Google has since patched one of the more glaring regressions. Keyboard-based app launching rolled out broadly in January 2026: type a letter, and the top app result gets highlighted with an "open" prompt; pressing Enter launches it directly, 9to5Google reported. This recovers one of the quickest actions the old search supported, though it does not restore settings or contacts search. The behavior has a long history: removed in December 2022 when Android 13 QPR1 merged web and on-device search, tested in 2023 without broad release, restored for some users in September 2025, then widely available in January 2026.

The pattern across all of this is a company trying to hold two positions simultaneously: expand the home screen bar as a Google services surface while selectively recovering the launcher-native speed it stripped out. Those goals pull against each other, and Google hasn't fully resolved the tension.

Why Google Photos search in Pixel Launcher makes sense as a future addition

The current long-press shortcut menu in Android 16 QPR3 includes: Live, Translate (text), Song Search, Weather, Translate (camera), Sports, Dictionary, Homework, Finance, Saved, and News. Each is a distinct Google service vertical, per 9to5Google. Google Photos, which already has a mature search function inside the app, is a first-party Google service that is absent from that list. Given the slot-based structure, it would fit the mechanism without requiring new infrastructure.

Two paths exist for any potential Photos integration, and they are meaningfully different. The simpler one is a shortcut on the long-press menu, consistent with how Google is currently expanding the launcher's service reach. The more significant version would be Photos results surfacing inside unified home screen search alongside apps and web results. The evidence points toward the shortcut mechanism as the more plausible near-term route, if Google moves in this direction at all.

What either version would actually mean depends on implementation questions Google has not addressed publicly. Would a Photos query from the home screen pull from on-device storage, a cloud index, or both? Would results open the Photos app or appear inline? The distinction matters beyond performance. A cloud query triggered from the home screen raises different questions about data handling than a local index lookup.

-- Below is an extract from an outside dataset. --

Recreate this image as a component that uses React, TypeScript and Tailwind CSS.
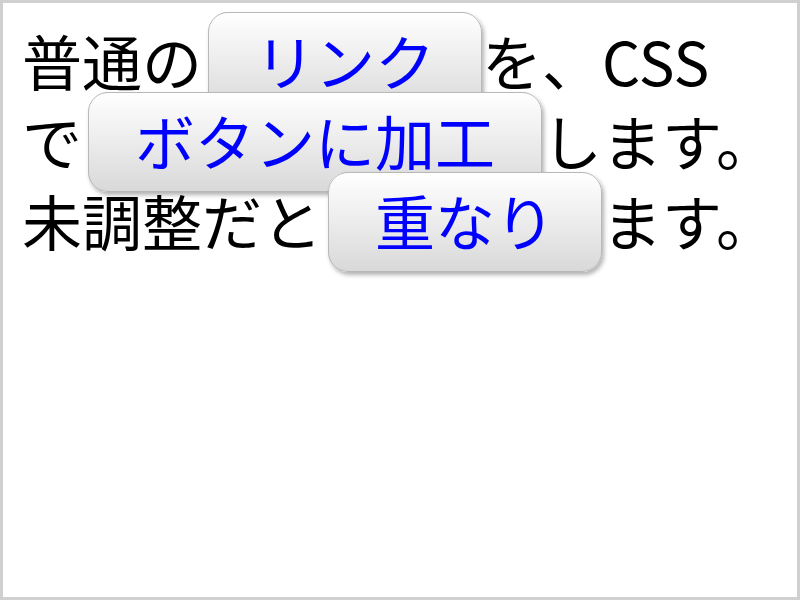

If Google ever connects launcher search to Photos, those questions would move from technical to trust-level concerns. The home screen bar is a surface where Google links user intent to its services. Photo libraries sit in a different category from web queries or app launches. How Google handles indexing, caching, and transparency around any such feature will shape whether it feels like a convenience or an overreach. That framing is conditional because the feature doesn't exist yet. But it is worth naming in advance, because the current direction of the platform makes it a genuine future consideration rather than a hypothetical one.

What to watch next

For Pixel owners today, the home screen bar does less local work than it did roughly eighteen months ago. The shortcut menu in Android 16 QPR3 is where Google is actively expanding its service footprint on the launcher. That is the list to watch. If Google adds Photos to the long-press menu, or if the option surfaces in a Google app widget update or Pixel Launcher beta, that would be the clearest signal that Photos integration is coming. Until then, the evidence supports a broader shift in how Pixel Launcher search works. A confirmed Photos rollout is not part of that picture yet.